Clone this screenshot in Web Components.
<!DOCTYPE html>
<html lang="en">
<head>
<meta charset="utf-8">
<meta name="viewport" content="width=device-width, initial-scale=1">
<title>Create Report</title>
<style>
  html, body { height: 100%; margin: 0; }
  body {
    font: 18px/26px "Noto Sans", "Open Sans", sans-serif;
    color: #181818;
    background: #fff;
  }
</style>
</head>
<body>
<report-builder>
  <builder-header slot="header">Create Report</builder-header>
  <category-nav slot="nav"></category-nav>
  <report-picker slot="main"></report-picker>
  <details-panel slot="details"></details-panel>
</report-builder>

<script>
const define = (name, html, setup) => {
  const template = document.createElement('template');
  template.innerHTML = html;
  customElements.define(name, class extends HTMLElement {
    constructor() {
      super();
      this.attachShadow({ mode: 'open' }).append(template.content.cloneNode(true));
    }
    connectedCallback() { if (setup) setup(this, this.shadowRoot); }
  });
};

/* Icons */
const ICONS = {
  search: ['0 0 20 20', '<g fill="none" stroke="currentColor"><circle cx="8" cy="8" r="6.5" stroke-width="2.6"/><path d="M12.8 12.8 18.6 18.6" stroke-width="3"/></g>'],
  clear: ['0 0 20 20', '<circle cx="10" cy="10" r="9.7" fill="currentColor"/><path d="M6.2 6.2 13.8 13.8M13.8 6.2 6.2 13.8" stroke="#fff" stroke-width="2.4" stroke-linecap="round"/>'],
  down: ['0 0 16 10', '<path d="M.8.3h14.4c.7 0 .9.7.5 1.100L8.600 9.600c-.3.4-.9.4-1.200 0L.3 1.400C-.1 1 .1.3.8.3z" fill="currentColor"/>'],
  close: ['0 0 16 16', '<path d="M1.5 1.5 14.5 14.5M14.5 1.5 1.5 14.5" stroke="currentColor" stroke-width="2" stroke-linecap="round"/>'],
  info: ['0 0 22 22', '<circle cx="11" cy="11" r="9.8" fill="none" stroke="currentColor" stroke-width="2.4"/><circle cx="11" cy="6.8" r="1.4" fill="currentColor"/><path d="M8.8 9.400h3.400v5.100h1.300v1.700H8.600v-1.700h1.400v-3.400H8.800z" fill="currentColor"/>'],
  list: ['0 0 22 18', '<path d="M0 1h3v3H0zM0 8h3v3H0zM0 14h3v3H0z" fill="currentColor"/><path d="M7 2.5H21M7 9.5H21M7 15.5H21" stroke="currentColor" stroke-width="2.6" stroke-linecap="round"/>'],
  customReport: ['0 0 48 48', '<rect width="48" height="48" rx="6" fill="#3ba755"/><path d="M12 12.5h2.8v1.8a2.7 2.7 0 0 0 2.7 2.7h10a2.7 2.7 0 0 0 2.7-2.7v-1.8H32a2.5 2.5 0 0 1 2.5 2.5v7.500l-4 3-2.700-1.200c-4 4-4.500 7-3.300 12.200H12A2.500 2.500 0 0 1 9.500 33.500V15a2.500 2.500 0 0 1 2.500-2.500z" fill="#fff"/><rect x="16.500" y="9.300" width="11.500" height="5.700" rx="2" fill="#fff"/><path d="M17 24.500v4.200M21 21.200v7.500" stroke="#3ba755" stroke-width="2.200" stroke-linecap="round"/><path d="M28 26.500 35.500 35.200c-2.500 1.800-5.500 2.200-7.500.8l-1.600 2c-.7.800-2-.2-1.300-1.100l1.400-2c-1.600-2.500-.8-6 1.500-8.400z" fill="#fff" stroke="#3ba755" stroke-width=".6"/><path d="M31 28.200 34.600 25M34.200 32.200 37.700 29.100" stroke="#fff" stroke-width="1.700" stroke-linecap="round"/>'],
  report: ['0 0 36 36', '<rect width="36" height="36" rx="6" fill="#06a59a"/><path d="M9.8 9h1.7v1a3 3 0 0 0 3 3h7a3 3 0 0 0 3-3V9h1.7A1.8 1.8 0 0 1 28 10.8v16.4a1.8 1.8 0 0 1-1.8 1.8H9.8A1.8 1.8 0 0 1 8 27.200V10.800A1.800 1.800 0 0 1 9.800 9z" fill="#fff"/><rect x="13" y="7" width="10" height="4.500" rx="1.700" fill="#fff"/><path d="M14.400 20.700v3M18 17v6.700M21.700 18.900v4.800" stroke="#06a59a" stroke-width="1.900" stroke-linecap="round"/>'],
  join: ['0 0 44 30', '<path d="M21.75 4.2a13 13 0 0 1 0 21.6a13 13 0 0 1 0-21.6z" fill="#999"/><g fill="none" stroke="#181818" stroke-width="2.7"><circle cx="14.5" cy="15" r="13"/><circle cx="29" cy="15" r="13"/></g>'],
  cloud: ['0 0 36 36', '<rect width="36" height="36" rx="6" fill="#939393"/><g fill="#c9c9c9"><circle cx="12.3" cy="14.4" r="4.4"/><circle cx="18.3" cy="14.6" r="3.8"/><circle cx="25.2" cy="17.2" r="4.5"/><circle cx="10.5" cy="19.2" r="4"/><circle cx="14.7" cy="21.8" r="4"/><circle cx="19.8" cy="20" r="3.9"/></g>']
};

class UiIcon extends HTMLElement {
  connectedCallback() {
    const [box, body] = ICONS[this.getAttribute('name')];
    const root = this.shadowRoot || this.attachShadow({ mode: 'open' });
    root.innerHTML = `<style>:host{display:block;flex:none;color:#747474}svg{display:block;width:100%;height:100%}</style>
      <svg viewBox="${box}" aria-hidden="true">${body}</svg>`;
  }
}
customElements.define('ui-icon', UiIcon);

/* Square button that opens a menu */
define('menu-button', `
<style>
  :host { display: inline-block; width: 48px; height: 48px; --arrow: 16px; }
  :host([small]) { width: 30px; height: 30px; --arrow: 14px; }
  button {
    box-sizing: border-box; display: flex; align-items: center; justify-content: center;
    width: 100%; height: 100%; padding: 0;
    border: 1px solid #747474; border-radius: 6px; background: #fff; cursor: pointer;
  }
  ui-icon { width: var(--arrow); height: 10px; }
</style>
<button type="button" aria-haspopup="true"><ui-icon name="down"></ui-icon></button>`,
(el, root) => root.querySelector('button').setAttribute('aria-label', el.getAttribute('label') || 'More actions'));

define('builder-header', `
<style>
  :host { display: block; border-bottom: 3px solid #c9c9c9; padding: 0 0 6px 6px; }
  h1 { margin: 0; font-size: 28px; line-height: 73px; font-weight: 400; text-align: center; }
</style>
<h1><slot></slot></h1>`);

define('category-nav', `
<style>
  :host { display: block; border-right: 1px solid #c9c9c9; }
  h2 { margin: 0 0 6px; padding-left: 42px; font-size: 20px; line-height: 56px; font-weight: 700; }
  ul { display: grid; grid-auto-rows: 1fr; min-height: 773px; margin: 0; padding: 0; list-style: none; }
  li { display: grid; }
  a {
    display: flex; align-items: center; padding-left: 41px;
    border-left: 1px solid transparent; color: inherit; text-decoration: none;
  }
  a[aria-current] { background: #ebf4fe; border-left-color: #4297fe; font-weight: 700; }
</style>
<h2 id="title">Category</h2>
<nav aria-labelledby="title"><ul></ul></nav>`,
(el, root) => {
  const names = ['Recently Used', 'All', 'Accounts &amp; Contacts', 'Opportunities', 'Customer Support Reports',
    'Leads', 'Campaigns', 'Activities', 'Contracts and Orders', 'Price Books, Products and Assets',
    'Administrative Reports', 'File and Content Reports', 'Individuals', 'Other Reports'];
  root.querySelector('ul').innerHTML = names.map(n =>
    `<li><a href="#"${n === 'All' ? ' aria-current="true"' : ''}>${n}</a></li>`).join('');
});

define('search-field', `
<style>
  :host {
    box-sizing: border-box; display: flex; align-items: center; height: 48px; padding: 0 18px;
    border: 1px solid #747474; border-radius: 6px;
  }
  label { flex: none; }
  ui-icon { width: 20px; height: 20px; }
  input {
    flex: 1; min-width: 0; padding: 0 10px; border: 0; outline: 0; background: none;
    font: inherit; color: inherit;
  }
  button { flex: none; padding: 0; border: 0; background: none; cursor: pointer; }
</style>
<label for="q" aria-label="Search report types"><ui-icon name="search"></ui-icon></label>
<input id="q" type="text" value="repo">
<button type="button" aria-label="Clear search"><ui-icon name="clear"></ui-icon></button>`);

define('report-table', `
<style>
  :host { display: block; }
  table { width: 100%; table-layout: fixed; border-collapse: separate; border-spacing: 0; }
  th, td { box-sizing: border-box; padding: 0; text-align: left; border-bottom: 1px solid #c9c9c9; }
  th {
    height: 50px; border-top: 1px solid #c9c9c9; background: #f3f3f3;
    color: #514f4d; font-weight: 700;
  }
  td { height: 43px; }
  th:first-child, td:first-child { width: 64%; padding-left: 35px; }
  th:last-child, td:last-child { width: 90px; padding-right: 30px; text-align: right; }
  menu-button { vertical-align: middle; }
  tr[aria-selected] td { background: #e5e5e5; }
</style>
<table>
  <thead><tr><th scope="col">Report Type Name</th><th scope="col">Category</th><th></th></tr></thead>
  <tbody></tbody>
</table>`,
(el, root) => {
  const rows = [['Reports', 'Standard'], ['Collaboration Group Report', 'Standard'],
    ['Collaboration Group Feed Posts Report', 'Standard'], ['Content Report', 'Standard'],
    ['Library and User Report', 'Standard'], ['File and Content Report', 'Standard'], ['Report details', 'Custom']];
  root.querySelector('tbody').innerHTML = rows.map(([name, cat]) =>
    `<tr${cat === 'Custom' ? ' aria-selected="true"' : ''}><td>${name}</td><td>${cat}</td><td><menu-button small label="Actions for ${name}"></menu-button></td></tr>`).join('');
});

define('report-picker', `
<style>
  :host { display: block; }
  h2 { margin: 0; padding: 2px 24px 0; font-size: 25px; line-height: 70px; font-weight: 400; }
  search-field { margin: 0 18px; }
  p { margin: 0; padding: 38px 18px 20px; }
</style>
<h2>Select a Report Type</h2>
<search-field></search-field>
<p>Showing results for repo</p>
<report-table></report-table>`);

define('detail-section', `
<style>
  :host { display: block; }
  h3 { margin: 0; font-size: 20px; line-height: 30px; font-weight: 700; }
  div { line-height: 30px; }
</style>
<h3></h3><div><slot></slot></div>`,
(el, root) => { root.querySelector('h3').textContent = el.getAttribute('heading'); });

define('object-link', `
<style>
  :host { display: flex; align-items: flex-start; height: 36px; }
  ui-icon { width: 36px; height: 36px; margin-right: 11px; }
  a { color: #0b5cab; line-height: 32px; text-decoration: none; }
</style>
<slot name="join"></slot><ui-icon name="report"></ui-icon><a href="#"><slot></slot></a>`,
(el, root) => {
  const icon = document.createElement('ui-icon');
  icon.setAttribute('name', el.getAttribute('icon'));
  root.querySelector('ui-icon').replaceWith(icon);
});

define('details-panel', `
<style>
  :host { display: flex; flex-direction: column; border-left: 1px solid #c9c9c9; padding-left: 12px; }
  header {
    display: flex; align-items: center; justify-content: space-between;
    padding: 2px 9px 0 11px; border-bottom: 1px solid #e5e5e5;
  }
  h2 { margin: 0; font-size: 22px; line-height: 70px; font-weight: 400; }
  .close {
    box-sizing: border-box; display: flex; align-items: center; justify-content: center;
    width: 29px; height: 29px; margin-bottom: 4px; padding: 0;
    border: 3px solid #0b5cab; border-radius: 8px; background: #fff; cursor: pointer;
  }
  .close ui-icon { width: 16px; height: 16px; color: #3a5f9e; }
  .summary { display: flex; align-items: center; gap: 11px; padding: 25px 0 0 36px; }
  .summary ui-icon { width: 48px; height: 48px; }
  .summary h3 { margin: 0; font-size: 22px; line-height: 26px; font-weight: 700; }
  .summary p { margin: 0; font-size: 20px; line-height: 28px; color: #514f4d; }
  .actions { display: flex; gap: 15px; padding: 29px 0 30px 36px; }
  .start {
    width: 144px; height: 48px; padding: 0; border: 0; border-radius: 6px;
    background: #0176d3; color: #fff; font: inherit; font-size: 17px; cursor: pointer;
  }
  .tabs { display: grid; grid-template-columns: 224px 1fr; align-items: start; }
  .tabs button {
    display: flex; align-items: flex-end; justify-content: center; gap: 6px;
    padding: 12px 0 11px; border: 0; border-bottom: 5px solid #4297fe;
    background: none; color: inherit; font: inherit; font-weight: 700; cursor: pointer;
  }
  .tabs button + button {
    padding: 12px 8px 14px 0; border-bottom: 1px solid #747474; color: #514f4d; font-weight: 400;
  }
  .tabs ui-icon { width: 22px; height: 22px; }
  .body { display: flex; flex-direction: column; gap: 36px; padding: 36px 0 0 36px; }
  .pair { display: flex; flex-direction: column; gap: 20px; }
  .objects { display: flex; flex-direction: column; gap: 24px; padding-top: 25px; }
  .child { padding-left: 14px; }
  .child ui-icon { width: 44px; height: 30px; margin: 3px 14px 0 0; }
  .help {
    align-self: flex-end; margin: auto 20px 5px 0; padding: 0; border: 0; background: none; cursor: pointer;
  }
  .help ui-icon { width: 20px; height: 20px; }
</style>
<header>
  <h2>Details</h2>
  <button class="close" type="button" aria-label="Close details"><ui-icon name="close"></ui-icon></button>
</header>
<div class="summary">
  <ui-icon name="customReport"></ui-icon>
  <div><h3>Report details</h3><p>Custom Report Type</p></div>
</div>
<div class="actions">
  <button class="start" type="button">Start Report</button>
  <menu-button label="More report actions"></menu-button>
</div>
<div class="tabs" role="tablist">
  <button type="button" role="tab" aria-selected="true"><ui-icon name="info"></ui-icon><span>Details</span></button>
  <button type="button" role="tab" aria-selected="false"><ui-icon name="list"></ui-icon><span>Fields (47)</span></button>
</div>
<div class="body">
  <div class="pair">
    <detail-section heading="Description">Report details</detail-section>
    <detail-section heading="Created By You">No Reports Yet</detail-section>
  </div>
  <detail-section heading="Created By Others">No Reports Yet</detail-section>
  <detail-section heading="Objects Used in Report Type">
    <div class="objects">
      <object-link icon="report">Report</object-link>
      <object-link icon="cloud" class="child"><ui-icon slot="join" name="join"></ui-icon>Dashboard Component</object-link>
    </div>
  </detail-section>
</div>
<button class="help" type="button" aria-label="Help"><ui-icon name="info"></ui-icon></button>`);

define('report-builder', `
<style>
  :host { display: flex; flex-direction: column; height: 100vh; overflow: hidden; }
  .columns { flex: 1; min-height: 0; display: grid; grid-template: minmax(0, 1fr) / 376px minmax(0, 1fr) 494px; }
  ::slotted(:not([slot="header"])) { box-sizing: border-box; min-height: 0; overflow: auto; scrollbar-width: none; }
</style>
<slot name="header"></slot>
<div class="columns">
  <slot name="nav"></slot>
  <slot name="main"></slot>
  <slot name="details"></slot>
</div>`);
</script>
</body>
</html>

--

■ **What to do**:
Word for word, reproduce the listing above from its start up to and including the line that has "</report-builder>". Give only those lines.

■ **Solved exercise**:
Clone this screenshot in Web Components.
<!DOCTYPE html>
<html lang="en">
<head>
<meta charset="utf-8">
<meta name="viewport" content="width=device-width, initial-scale=1">
<title>Create Report</title>
<style>
  html, body { height: 100%; margin: 0; }
  body {
    font: 18px/26px "Noto Sans", "Open Sans", sans-serif;
    color: #181818;
    background: #fff;
  }
</style>
</head>
<body>
<report-builder>
  <builder-header slot="header">Create Report</builder-header>
  <category-nav slot="nav"></category-nav>
  <report-picker slot="main"></report-picker>
  <details-panel slot="details"></details-panel>
</report-builder>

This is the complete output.